%%

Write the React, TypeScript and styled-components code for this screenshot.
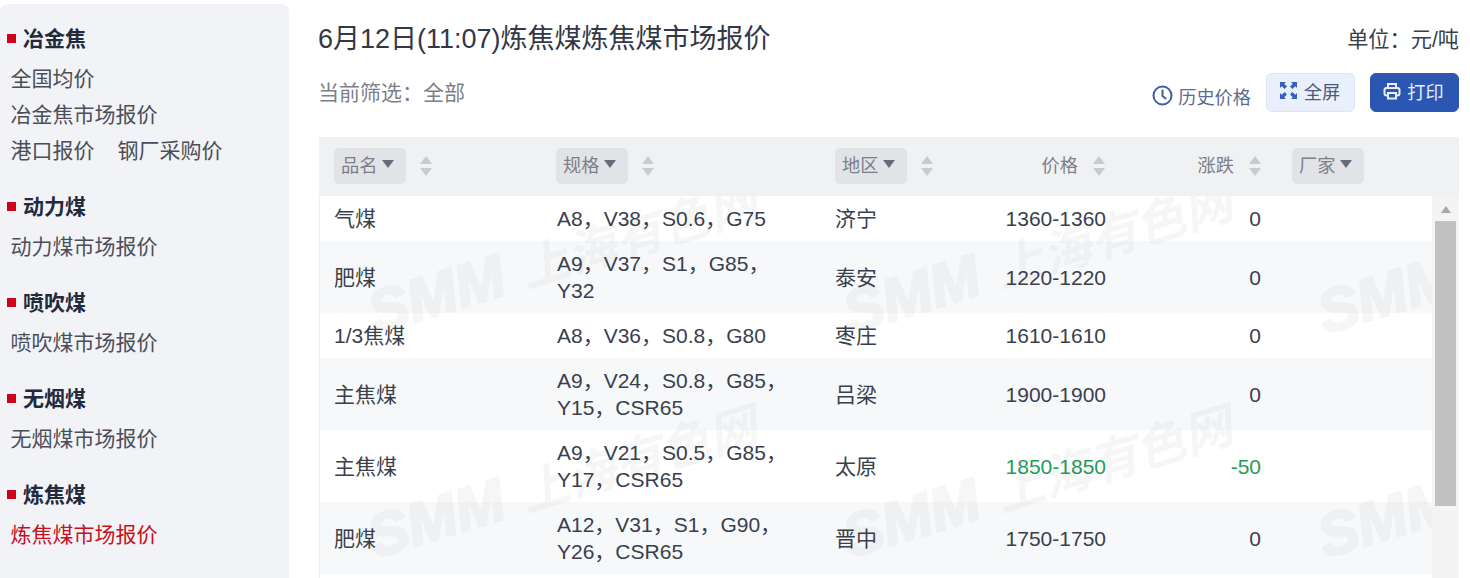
import React from "react";
import styled, { createGlobalStyle } from "styled-components";

const Global = createGlobalStyle`
  html, body { margin: 0; padding: 0; background: #fff; overflow: hidden; height: 578px; }
  body { font-family: "Liberation Sans", "Noto Sans CJK SC", sans-serif; color: #3a3f4d; }
  * { box-sizing: border-box; }
`;

const Page = styled.div`
  display: flex;
  width: 1470px;
  height: 578px;
  overflow: hidden;
`;

const Sidebar = styled.aside`
  flex: none;
  width: 289px;
  height: 620px;
  margin-top: 4px;
  padding-top: 17px;
  background: #f2f3f7;
  border-radius: 8px;
  display: flex;
  flex-direction: column;
  gap: 20px;
`;

const Group = styled.section`
  display: flex;
  flex-direction: column;
`;

const GroupTitle = styled.h3`
  margin: 0 0 4px;
  padding-left: 7px;
  display: flex;
  align-items: center;
  gap: 7px;
  font-size: 21px;
  line-height: 36px;
  font-weight: 700;
  color: #222a3c;
  &::before {
    content: "";
    width: 9px;
    height: 9px;
    margin-top: -2px;
    background: #d0021b;
  }
`;

const NavRow = styled.div`
  display: flex;
  gap: 23px;
  padding-left: 10.500px;
`;

const NavLink = styled.a<{ $active?: boolean }>`
  font-size: 21px;
  line-height: 36px;
  color: ${(p) => (p.$active ? "#c8101e" : "#4b4e59")};
`;

const Main = styled.main`
  flex: none;
  width: 1140px;
  margin-left: 30px;
  padding-top: 19px;
`;

const TitleRow = styled.header`
  display: flex;
  justify-content: space-between;
  align-items: center;
  height: 38px;
`;

const Title = styled.h1`
  margin: 1px 0 0 -1px;
  font-size: 27px;
  line-height: 38px;
  font-weight: 400;
  color: #333846;
`;

const Unit = styled.span`
  margin: 0 0 2px -1px;
  font-size: 21.200px;
  color: #3a3f4d;
`;

const FilterRow = styled.div`
  display: flex;
  justify-content: space-between;
  align-items: center;
  height: 39px;
  margin-top: 16px;
`;

const FilterText = styled.span`
  margin: 0 0 4px -1px;
  font-size: 21px;
  color: #7c7f88;
`;

const Actions = styled.div`
  display: flex;
  align-items: center;
  gap: 15px;
`;

const HistoryLink = styled.a`
  display: flex;
  align-items: center;
  gap: 5px;
  margin-top: 6px;
  font-size: 18.200px;
  color: #5d6b8f;
  svg { display: block; }
`;

const ActionButton = styled.button<{ $primary?: boolean }>`
  display: flex;
  align-items: center;
  justify-content: center;
  gap: 6px;
  width: 89px;
  height: 39px;
  padding: 0 2px 4px 0;
  border-radius: 6px;
  font-family: inherit;
  font-size: 18.200px;
  border: 1px solid ${(p) => (p.$primary ? "#2b57b3" : "#dbe5f6")};
  background: ${(p) => (p.$primary ? "#2b57b3" : "#e9f0fb")};
  color: ${(p) => (p.$primary ? "#e8eefa" : "#4a5a80")};
  svg { display: block; }
`;

const TableWrap = styled.div`
  position: relative;
  margin-top: 25px;
  overflow: hidden;
  height: 460px;
`;

const HeadRow = styled.div`
  display: grid;
  grid-template-columns: 222px 279px 130px 171px 156px 155px 27px;
  height: 59px;
  background: #f0f1f3;
`;

const HeadCell = styled.div<{ $right?: boolean }>`
  display: flex;
  align-items: center;
  justify-content: ${(p) => (p.$right ? "flex-end" : "flex-start")};
  gap: 14px;
  margin-top: -1px;
  padding: ${(p) => (p.$right ? "0 16px 0 0" : "0 0 0 15px")};
  font-size: 18.200px;
  color: #7c7f88;
`;

const HeadLabel = styled.span`
  margin: -5px 1px 0 0;
`;

const Chip = styled.span`
  display: flex;
  align-items: center;
  gap: 5px;
  width: 72px;
  height: 36px;
  padding: 0 0 5px 7px;
  border-radius: 5px;
  background: #e2e3e7;
  &::after {
    content: "";
    border-left: 6.5px solid transparent;
    border-right: 6.5px solid transparent;
    border-top: 8px solid #666b78;
  }
`;

const Sort = styled.span`
  display: flex;
  flex-direction: column;
  gap: 4px;
  &::before, &::after {
    content: "";
    border-left: 6px solid transparent;
    border-right: 6px solid transparent;
  }
  &::before { border-bottom: 8px solid #c8cacf; }
  &::after { border-top: 8px solid #c8cacf; }
`;

const BodyArea = styled.div`
  display: flex;
`;

const Rows = styled.div`
  flex: none;
  width: 1113px;
  border-left: 1px solid #edeef1;
`;

const Row = styled.div<{ $alt?: boolean }>`
  display: grid;
  grid-template-columns: 223px 278px 130px 170px 155px 156px;
  align-items: center;
  background: ${(p) => (p.$alt ? "#f7f8fa" : "#fff")};
`;

const Cell = styled.div<{ $right?: boolean; $down?: boolean; $spec?: boolean }>`
  padding: 9px ${(p) => (p.$right ? "15px" : p.$spec ? "34px" : "14px")} 9.080px 14px;
  font-size: 21px;
  line-height: 27px;
  text-align: ${(p) => (p.$right ? "right" : "left")};
  color: ${(p) => (p.$down ? "#1f9d5b" : "#3a3f4d")};
`;

const Track = styled.div`
  flex: none;
  width: 27px;
  height: 400px;
  padding: 0 3px;
  background: #f4f4f5;
`;

const TrackTop = styled.div`
  height: 25px;
  display: flex;
  justify-content: center;
  padding-top: 10px;
  &::before {
    content: "";
    height: 0;
    border-left: 5.5px solid transparent;
    border-right: 5.5px solid transparent;
    border-bottom: 7px solid #a8a8a8;
  }
`;

const Thumb = styled.div`
  height: 285px;
  background: #c1c1c1;
`;

const Watermarks = styled.div`
  position: absolute;
  top: 59px;
  left: 0;
  right: 27px;
  bottom: 0;
  overflow: hidden;
  pointer-events: none;
`;

const Mark = styled.span<{ $x: number; $y: number }>`
  position: absolute;
  left: ${(p) => p.$x}px;
  top: ${(p) => p.$y}px;
  display: flex;
  align-items: baseline;
  gap: 18px;
  white-space: nowrap;
  font-size: 49px;
  line-height: 60px;
  font-weight: 700;
  font-style: italic;
  color: #283246;
  opacity: 0.035;
  transform: rotate(-17deg);
  transform-origin: left center;
`;

const MarkBrand = styled.span`
  font-size: 60px;
  -webkit-text-stroke: 2.500px #283246;
`;

type Item = { name: string; spec: string; area: string; price: string; change: string };

const items: Item[] = [
  { name: "气煤", spec: "A8，V38，S0.6，G75", area: "济宁", price: "1360-1360", change: "0" },
  { name: "肥煤", spec: "A9，V37，S1，G85，Y32", area: "泰安", price: "1220-1220", change: "0" },
  { name: "1/3焦煤", spec: "A8，V36，S0.8，G80", area: "枣庄", price: "1610-1610", change: "0" },
  { name: "主焦煤", spec: "A9，V24，S0.8，G85，Y15，CSR65", area: "吕梁", price: "1900-1900", change: "0" },
  { name: "主焦煤", spec: "A9，V21，S0.5，G85，Y17，CSR65", area: "太原", price: "1850-1850", change: "-50" },
  { name: "肥煤", spec: "A12，V31，S1，G90，Y26，CSR65", area: "晋中", price: "1750-1750", change: "0" },
];

const groups = [
  { title: "冶金焦", rows: [["全国均价"], ["冶金焦市场报价"], ["港口报价", "钢厂采购价"]] },
  { title: "动力煤", rows: [["动力煤市场报价"]] },
  { title: "喷吹煤", rows: [["喷吹煤市场报价"]] },
  { title: "无烟煤", rows: [["无烟煤市场报价"]] },
  { title: "炼焦煤", rows: [["炼焦煤市场报价"]], active: true },
];

const marks = [
  { x: 51, y: 89 },
  { x: 526, y: 89 },
  { x: 1001, y: 89 },
  { x: 51, y: 313 },
  { x: 526, y: 313 },
  { x: 1001, y: 313 },
];

const ClockIcon = () => (
  <svg width="21" height="21" viewBox="0 0 21 21" fill="none" stroke="#3f5fa8" strokeWidth="2">
    <circle cx="10.5" cy="10.5" r="9" />
    <path d="M10.5 5.500v5.500l3 2.500" strokeLinecap="round" strokeLinejoin="round" />
  </svg>
);

const ExpandIcon = () => (
  <svg width="19" height="19" viewBox="0 0 19 19" fill="#3561b8">
    <path d="M1 1h6L5.200 2.800 8 5.600 5.600 8 2.800 5.200 1 7zM18 1v6l-1.800-1.800L13.400 8 11 5.600l2.800-2.800L12 1zM1 18v-6l1.800 1.800L5.600 11 8 13.400l-2.800 2.800L7 18zM18 18h-6l1.800-1.800L11 13.400l2.400-2.400 2.800 2.800L18 12z" />
  </svg>
);

const PrintIcon = () => (
  <svg width="18" height="18" viewBox="0 0 18 18" fill="none" stroke="#e8eefa" strokeWidth="2">
    <path d="M5 6V2h8v4" />
    <rect x="1.500" y="6" width="15" height="7.500" rx="2" />
    <rect x="5" y="11" width="8" height="5.500" fill="#2b57b3" />
  </svg>
);

export default function App() {
  return (
    <Page>
      <Global />
      <Sidebar>
        {groups.map((g) => (
          <Group key={g.title}>
            <GroupTitle>{g.title}</GroupTitle>
            {g.rows.map((r) => (
              <NavRow key={r.join()}>
                {r.map((l) => (
                  <NavLink key={l} $active={g.active}>{l}</NavLink>
                ))}
              </NavRow>
            ))}
          </Group>
        ))}
      </Sidebar>
      <Main>
        <TitleRow>
          <Title>6月12日(11:07)炼焦煤炼焦煤市场报价</Title>
          <Unit>单位：元/吨</Unit>
        </TitleRow>
        <FilterRow>
          <FilterText>当前筛选：全部</FilterText>
          <Actions>
            <HistoryLink><ClockIcon />历史价格</HistoryLink>
            <ActionButton><ExpandIcon />全屏</ActionButton>
            <ActionButton $primary><PrintIcon />打印</ActionButton>
          </Actions>
        </FilterRow>
        <TableWrap>
          <HeadRow>
            <HeadCell><Chip>品名</Chip><Sort /></HeadCell>
            <HeadCell><Chip>规格</Chip><Sort /></HeadCell>
            <HeadCell><Chip>地区</Chip><Sort /></HeadCell>
            <HeadCell $right><HeadLabel>价格</HeadLabel><Sort /></HeadCell>
            <HeadCell $right><HeadLabel>涨跌</HeadLabel><Sort /></HeadCell>
            <HeadCell><Chip>厂家</Chip></HeadCell>
          </HeadRow>
          <BodyArea>
            <Rows>
              {items.map((it, i) => (
                <Row key={i} $alt={i % 2 === 1}>
                  <Cell>{it.name}</Cell>
                  <Cell $spec>{it.spec}</Cell>
                  <Cell>{it.area}</Cell>
                  <Cell $right $down={it.change !== "0"}>{it.price}</Cell>
                  <Cell $right $down={it.change !== "0"}>{it.change}</Cell>
                </Row>
              ))}
            </Rows>
            <Track>
              <TrackTop />
              <Thumb />
            </Track>
          </BodyArea>
          <Watermarks>
            {marks.map((m, i) => (
              <Mark key={i} $x={m.x} $y={m.y}>
                <MarkBrand>SMM</MarkBrand>上海有色网
              </Mark>
            ))}
          </Watermarks>
        </TableWrap>
      </Main>
    </Page>
  );
}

%%

What this task involves - Look through the data above. Copy every line with the string "React" in it.

Reply to the exercise -
Write the React, TypeScript and styled-components code for this screenshot.
import React from "react";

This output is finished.